“Water, water, everywhere,
And all the boards did shrink;
Water, water, everywhere,
Nor any drop to drink.”― Samuel Taylor Coleridge, The Rime of the Ancient Mariner
I always wondered about that quote, YAY Google!! Yup, you guessed it, we’re talking about water in this post.
I live within 5 miles of a major Midwestern river and in an emergency I could walk there and back, but I couldn’t drink one glass of it without making myself sick as a dog. Up river from me are sewage treatment plants for 2 major cities, one is about 25 miles and the other is maybe double that. Testing has shown that, while, the sewage treatment methods are able to remove the human wastes, they weren’t designed to remove the bacteria, parasites or the medications that people try to dispose of by flushing down the toilet. This area is also in the “Corn Belt”, so not is there agricultural runoff straight into the river, there are multiple tributaries feeding into the river that range from small creeks up to smaller rivers that also contain agricultural runoff. I don’t even want to dwell on the cattle and hog operations in the area. Oh yeah! I want to down a big ole’ glass of that! We used to boat on that river and I didn’t even want to get any of that water on my skin. Speaking of boating on the river, I know the boaters use the river for a toilet on a regular basis every time they’re out.
We were listening to Full Spectrum Survival’s discussion on preparing for a disaster and one of the topics was water purification methods. I think it was this one: https://www.youtube.com/watch?v=mUv9b0ogwhA, but I’m not 100% sure. My husband played it and I didn’t see which video it was. This is a very, very important topic since you can live for up to 3 weeks without food, but you can’t go more than 3 days without water. Less if you are in a situations where you’re doing hard work and sweating a lot. The best way to kill bacteria, pathogens or microorganisms like “Giardia” is boiling. But, how long does that take??? ” According to the Wilderness Medical Society…
Water temperatures at 160° F (70° C) kill all pathogens within 30 minutes.
Water temperatures above 185° F (85° C) kill all pathogens within a few minutes. So in the time it takes for water to reach the boiling point (212° F or 100° C) all pathogens will be killed, even at high altitude. The moment your drinking water reaches a rolling boil, the water has already become safe to drink.” (http://modernsurvivalblog.com/health/how-long-to-boil-drinking-water)
Keep in mind, boiling will only kill bacteria, pathogens and microorganisms it will NOT remove dirt and toxic chemicals. Before boiling dirty water, it has to be filtered first. Either by using some form of commercial filter or, at least, a double or triple layer of cotton like a clean t-shirt. I think something like a Brita filter pitcher will work in this case, but it would become plugged real fast. The cotton t-shirt will remove large particles, like dirt and the Brita will remove dirt and some chemicals, but aren’t designed to remove smaller particles. So, what is the surest way to get clean, safe water?? According to readynutrition.com, they’ve found the Berkey Water Filters to work the best for removing chemicals from their water http://www.berkeyfilters.com.

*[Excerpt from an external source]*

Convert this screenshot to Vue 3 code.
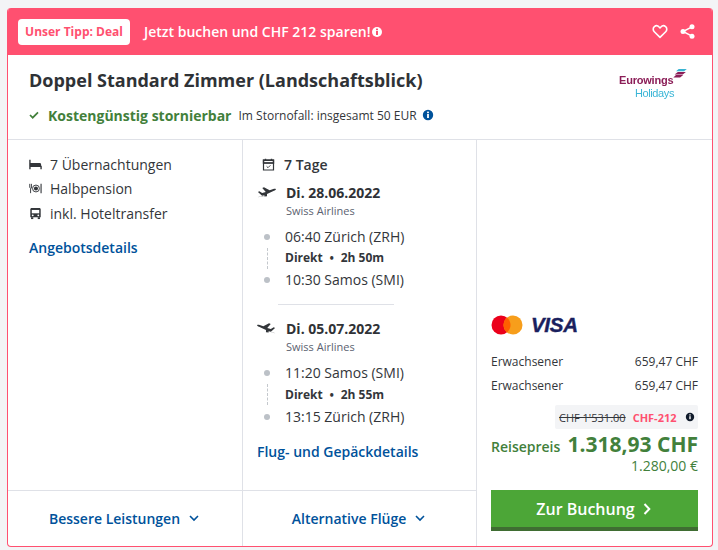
<script setup>
const legs = [
  { date: 'Di. 28.06.2022', from: '06:40 Zürich (ZRH)', dur: '2h 50m', to: '10:30 Samos (SMI)', back: false },
  { date: 'Di. 05.07.2022', from: '11:20 Samos (SMI)', dur: '2h 55m', to: '13:15 Zürich (ZRH)', back: true },
]
</script>

<template>
  <div class="page">
    <article class="card">
      <header class="banner">
        <span class="tip">Unser Tipp: Deal</span>
        <span class="save">Jetzt buchen und CHF 212 sparen!</span>
        <svg class="info-w" viewBox="0 0 12 12"><circle cx="6" cy="6" r="5" fill="#fff"/><rect x="5" y="5" width="2" height="4" fill="#ff5070"/><rect x="5" y="2.6" width="2" height="1.6" fill="#ff5070"/></svg>
        <span class="spacer"></span>
        <svg class="heart" viewBox="0 0 16 15"><path d="M8 13.4 2.3 7.7C.8 6.2.9 3.9 2.4 2.6 3.8 1.5 5.9 1.7 7.1 3L8 3.9l.9-.9c1.2-1.3 3.3-1.5 4.7-.4 1.5 1.3 1.6 3.6.1 5.1z" fill="none" stroke="#fff" stroke-width="1.6" stroke-linejoin="round"/></svg>
        <svg class="share" viewBox="0 0 15 15"><circle cx="12" cy="2.8" r="2.5" fill="#fff"/><circle cx="3" cy="7.5" r="2.5" fill="#fff"/><circle cx="12" cy="12.2" r="2.5" fill="#fff"/><path d="M12 2.8 3 7.5l9 4.7" fill="none" stroke="#fff" stroke-width="1.5"/></svg>
      </header>

      <section class="intro">
        <div class="intro-text">
          <h1>Doppel Standard Zimmer (Landschaftsblick)</h1>
          <div class="cancel">
            <svg class="check" viewBox="0 0 10 8"><path d="M1 4l2.7 2.7L9 1.3" fill="none" stroke="#42803b" stroke-width="1.7"/></svg>
            <strong>Kostengünstig stornierbar</strong>
            <span class="storno">Im Stornofall: insgesamt 50 EUR</span>
            <svg class="info-b" viewBox="0 0 12 12"><circle cx="6" cy="6" r="5.2" fill="#00529b"/><rect x="5.1" y="5" width="1.8" height="4" fill="#fff"/><rect x="5.1" y="2.6" width="1.8" height="1.6" fill="#fff"/></svg>
          </div>
        </div>
        <div class="logo">
          <svg class="wing" viewBox="0 0 16 10"><path d="M6 0h9l-3 2.500H3z" fill="#39b4d2"/><path d="M5 3.200h9l-3.500 2.800H1.500z" fill="#8b1d57"/><path d="M3 6.800h8L7.500 9.500H0z" fill="#8b1d57"/></svg>
          <div class="euro">Eurowings</div>
          <div class="holi">Holidays</div>
        </div>
      </section>

      <section class="grid">
        <div class="col col-a">
          <ul class="facts">
            <li>
              <svg viewBox="0 0 14 12"><path d="M1 1v10M1 8h12v3" fill="none" stroke="#33363a" stroke-width="1.500"/><path d="M1 4.500h10.500c.9 0 1.500.6 1.500 1.500v2H1z" fill="#33363a"/></svg>
              <span>7 Übernachtungen</span>
            </li>
            <li>
              <svg viewBox="0 0 14 12"><path d="M.8 1v3.400c0 .8.400 1.300.9 1.500V11M2.600 1v4.900" fill="none" stroke="#33363a" stroke-width="1"/><circle cx="7.500" cy="6" r="3.700" fill="none" stroke="#33363a" stroke-width="1"/><circle cx="7.500" cy="6" r="2.200" fill="#33363a"/><path d="M13 1v10" fill="none" stroke="#33363a" stroke-width="1.200"/></svg>
              <span>Halbpension</span>
            </li>
            <li>
              <svg viewBox="0 0 14 14"><path d="M3 1h8c1 0 1.600.6 1.600 1.600V11H1.400V2.600C1.400 1.600 2 1 3 1z" fill="#33363a"/><rect x="3" y="3.200" width="8" height="3.600" fill="#fff"/><circle cx="4" cy="9" r="1" fill="#fff"/><circle cx="10" cy="9" r="1" fill="#fff"/><rect x="2.200" y="11" width="2.400" height="2" fill="#33363a"/><rect x="9.400" y="11" width="2.400" height="2" fill="#33363a"/></svg>
              <span>inkl. Hoteltransfer</span>
            </li>
          </ul>
          <a class="link details">Angebotsdetails</a>
        </div>

        <div class="col col-b">
          <div class="days">
            <svg viewBox="0 0 13 13"><path d="M1.500 2.500h10v9.500h-10zM1.500 5h10" fill="none" stroke="#33363a" stroke-width="1.200"/><path d="M1.500 2h10v3h-10zM3.500.7v2M9.500.7v2" fill="none" stroke="#33363a" stroke-width="1.400"/><path d="M4.600 8.300l1.400 1.400 2.400-2.400" fill="none" stroke="#33363a" stroke-width=".9"/></svg>
            <span>7 Tage</span>
          </div>
          <div v-for="(leg, i) in legs" :key="leg.date" class="leg" :class="{ second: i === 1 }">
            <div class="leg-head">
              <svg class="plane" viewBox="0 0 18 11">
                <path v-if="!leg.back" d="M0 10.500c2.500-.6 4.700-.6 7-.8V8.600L4.800 9 .9 5.400l1.300-.5 2.700 1.600 3.400-1L5 1.600 6.600 1l5.400 2.800 3.400-1.100c1.200-.3 2.300-.3 2.500.1.200.5-.6 1.100-1.800 1.600L9.500 7.300v2.300c-3 .2-6.500.3-9.500.9z" fill="#33363a"/>
                <path v-else d="M18 10.500c-2.500-.6-4.700-.6-7-.8V8.600l2.200.4 3.900-3.600-1.300-.5-2.700 1.600-3.400-1L13 1.600 11.400 1 6 3.800 2.600 2.700C1.400 2.400.3 2.400.1 2.800c-.2.5.6 1.100 1.800 1.600l6.600 2.900v2.300c3 .2 6.500.3 9.500.9z" fill="#33363a"/>
              </svg>
              <div>
                <div class="date">{{ leg.date }}</div>
                <div class="airline">Swiss Airlines</div>
              </div>
            </div>
            <div class="times">
              <div class="time"><i class="dot"></i>{{ leg.from }}</div>
              <div class="direct"><i class="dash"></i>Direkt<b>•</b>{{ leg.dur }}</div>
              <div class="time"><i class="dot"></i>{{ leg.to }}</div>
            </div>
            <hr v-if="i === 0" class="sep" />
          </div>
          <a class="link flight">Flug- und Gepäckdetails</a>
        </div>

        <aside class="col col-c">
          <div class="pay">
            <svg class="mc" viewBox="0 0 32 20"><circle cx="10" cy="10" r="9.500" fill="#eb001b"/><circle cx="22" cy="10" r="9.500" fill="#f79e1b"/><path d="M16 2.600a9.500 9.500 0 0 1 0 14.800 9.500 9.500 0 0 1 0-14.800z" fill="#ff5f00"/></svg>
            <span class="visa">VISA</span>
          </div>
          <div class="row"><span>Erwachsener</span><span>659,47 CHF</span></div>
          <div class="row second-row"><span>Erwachsener</span><span>659,47 CHF</span></div>
          <div class="discount">
            <s>CHF 1'531.00</s>
            <b>CHF-212</b>
            <svg viewBox="0 0 12 12"><circle cx="6" cy="6" r="4.200" fill="#101b2b"/><rect x="5.300" y="5.200" width="1.400" height="3" fill="#fff"/><rect x="5.300" y="3.300" width="1.400" height="1.200" fill="#fff"/></svg>
          </div>
          <div class="total"><span>Reisepreis</span><strong>1.318,93 CHF</strong></div>
          <div class="euro-price">1.280,00 €</div>
          <button class="book">Zur Buchung
            <svg viewBox="0 0 8 12"><path d="M1.500 1l4.800 5-4.800 5" fill="none" stroke="#fff" stroke-width="2"/></svg>
          </button>
        </aside>

        <div class="foot foot-a">
          <a>Bessere Leistungen</a>
          <svg viewBox="0 0 10 7"><path d="M1 1l4 4 4-4" fill="none" stroke="#00529b" stroke-width="1.600"/></svg>
        </div>
        <div class="foot foot-b">
          <a>Alternative Flüge</a>
          <svg viewBox="0 0 10 7"><path d="M1 1l4 4 4-4" fill="none" stroke="#00529b" stroke-width="1.600"/></svg>
        </div>
      </section>
    </article>
  </div>
</template>

<style>
html, body { margin: 0; background: #f3f4f6; }
</style>

<style scoped>
.page { padding: 8px 5px 0 7px; font-family: "Open Sans", sans-serif; color: #33363a; }
.card { box-sizing: border-box; height: 539px; background: #fff; border: 1px solid #ff5070; border-top: 0; border-radius: 4px; display: flex; flex-direction: column; overflow: hidden; }

.banner { flex: none; height: 47px; margin: 0 -1px; background: #ff5070; display: flex; align-items: center; padding: 0 18px 0 11px; box-sizing: border-box; color: #fff; }
.tip { background: #fff; color: #ff5070; border-radius: 4px; font-size: 12px; font-weight: 700; height: 26px; line-height: 26px; width: 112px; text-align: center; }
.save { margin-left: 14px; font-size: 14px; font-weight: 600; }
.info-w { width: 12px; height: 12px; }
.spacer { flex: 1; }
.heart { width: 16px; height: 15px; margin-right: 12px; }
.share { width: 15px; height: 15px; }

.intro { flex: none; height: 85px; box-sizing: border-box; border-bottom: 1px solid #dfe1e7; display: flex; justify-content: space-between; padding: 13px 24px 0 21px; }
h1 { margin: 0; font-size: 18px; line-height: 24px; font-weight: 700; color: #2f3236; }
.cancel { display: flex; align-items: center; margin-top: 11px; height: 24px; }
.check { width: 10px; height: 8px; margin-right: 9px; }
.cancel strong { color: #42803b; font-size: 14px; font-weight: 700; }
.storno { font-size: 12px; margin-left: 7px; }
.info-b { width: 12px; height: 12px; margin-left: 5px; }

.logo { position: relative; width: 70px; margin-top: -13px; padding-top: 19px; font-family: "Liberation Sans", sans-serif; filter: blur(0.3px); }
.wing { position: absolute; right: 0; top: 14px; width: 15px; height: 9px; }
.euro { color: #8b1d57; font-size: 11px; line-height: 12px; font-weight: 700; letter-spacing: -0.2px; margin-left: 1px; }
.holi { color: #3ab5d6; font-size: 11px; line-height: 12px; letter-spacing: -0.4px; margin-top: 1px; margin-left: 17px; }

.grid { flex: 1; display: grid; grid-template-columns: 235px 234px 1fr; grid-template-rows: 350px 1fr; }
.col-a { border-right: 1px solid #dfe1e7; padding: 12px 0 0 21px; }
.col-b { border-right: 1px solid #dfe1e7; padding: 14px 0 0 14px; }
.col-c { grid-column: 3; grid-row: 1 / 3; padding: 0 14px; display: flex; flex-direction: column; justify-content: flex-end; }

.facts { list-style: none; margin: 0; padding: 0; font-size: 14px; }
.facts li { display: flex; align-items: center; height: 24.500px; }
.facts svg { width: 13px; height: 13px; margin-right: 8px; flex: none; }
.link { color: #00529b; font-weight: 600; font-size: 14px; display: block; }
.details { margin-top: 12px; line-height: 20px; }

.days { display: flex; align-items: center; font-size: 14px; font-weight: 600; height: 20px; margin-left: 5px; }
.days svg { width: 13px; height: 13px; margin-right: 9px; }
.leg { margin-top: 9px; }
.leg.second { margin-top: 14px; }
.leg-head { display: flex; align-items: flex-start; }
.plane { width: 19px; height: 12px; margin: 3px 10px 0 0; flex: none; }
.date { font-size: 14px; font-weight: 700; line-height: 19px; color: #2f3236; }
.airline { font-size: 11px; line-height: 16px; margin-top: 1px; color: #5b6270; }
.times { margin-top: 8px; font-size: 14px; margin-left: 5px; }
.time { position: relative; line-height: 20px; padding-left: 23px; }
.dot { position: absolute; left: 2px; top: 7px; width: 6px; height: 6px; border-radius: 50%; background: #bcc1c7; }
.direct { position: relative; font-size: 12px; font-weight: 700; line-height: 22.500px; padding-left: 23px; }
.second .direct { line-height: 24.500px; }
.direct b { font-size: 10px; margin: 0 7px; }
.dash { position: absolute; left: 4.500px; top: 1px; height: 21px; border-left: 1px dashed #c4c8cd; }
.sep { border: 0; border-top: 1px solid #dfe1e7; margin: 14px 0 0 21px; width: 116px; }
.flight { margin: 15px 0 0; line-height: 20px; }

.pay { display: flex; align-items: center; height: 20px; margin-bottom: 19px; }
.mc { width: 32px; height: 20px; }
.visa { margin-left: 8px; color: #1a1f5e; font-family: "Liberation Sans", sans-serif; font-style: italic; font-weight: 700; font-size: 20.500px; letter-spacing: -0.3px; -webkit-text-stroke: 0.4px #1a1f5e; }
.row { display: flex; justify-content: space-between; font-size: 12px; line-height: 16px; margin-bottom: 8px; }
.second-row { margin-bottom: 11px; }
.discount { align-self: flex-end; width: 143px; box-sizing: border-box; height: 24px; background: #f3f4f6; border-radius: 2px; display: flex; align-items: center; padding: 0 4px; font-size: 11px; white-space: nowrap; }
.discount s { margin-right: 7px; }
.discount b { color: #ff5070; }
.discount svg { width: 12px; height: 12px; margin-left: 7px; flex: none; }
.total { display: flex; justify-content: space-between; align-items: baseline; color: #42803b; margin-top: 5px; line-height: 20px; }
.total span { font-size: 14px; font-weight: 600; }
.total strong { font-size: 21px; font-weight: 700; }
.euro-price { text-align: right; color: #42803b; font-size: 14px; line-height: 18px; font-weight: 400; }
.book { margin: 15px 0; height: 41px; width: 100%; border: 0; border-bottom: 4px solid #3f6d32; background: #4ca637; color: #fff; font: 600 16px "Open Sans", sans-serif; display: flex; align-items: center; justify-content: center; gap: 8px; padding: 0 2px 0 0; }
.book svg { width: 8px; height: 12px; }

.foot { border-top: 1px solid #dfe1e7; border-right: 1px solid #dfe1e7; display: flex; align-items: center; justify-content: center; color: #00529b; font-size: 14px; font-weight: 600; gap: 9px; padding-right: 2px; }
.foot svg { width: 10px; height: 7px; }
</style>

Another way to “clean” water is good old bleach. A quarter teaspoon is all that’s needed in a bucket to kill some bacteria and pathogens. In Full Spectrum’s discussion, his wife suggested that by adding a 1/4 teaspoon of bleach to a bucket of water you can reuse it for up to 3 days to wash dishes. She did state that the water will still contain the soap and any food particles and that it will start to get cloudy, but any disease causing organisms will be killed off.
Lastly, in any camping supply store or department, you can purchase a small bottle of water purification tablets that the label says will kill most disease causing organisms. I did buy 2 bottles of them, one for my Bug Out Bag / Get Home Bag (more on that another day), but only as a last resort. I also put dropper bottles of bleach in the bags and water bottles with filters in them. We each keep those bags in our vehicles so we always have them with us when we’re away from home. We can use them to get home if something happens when we’re away or have them handy when we head to our Bug Out Location. More on that option tomorrow. Oh, boy. Tomorrow is Election Day. Thank Deity / Deities!! No more political ads!!! HAPPY DANCE!!!!!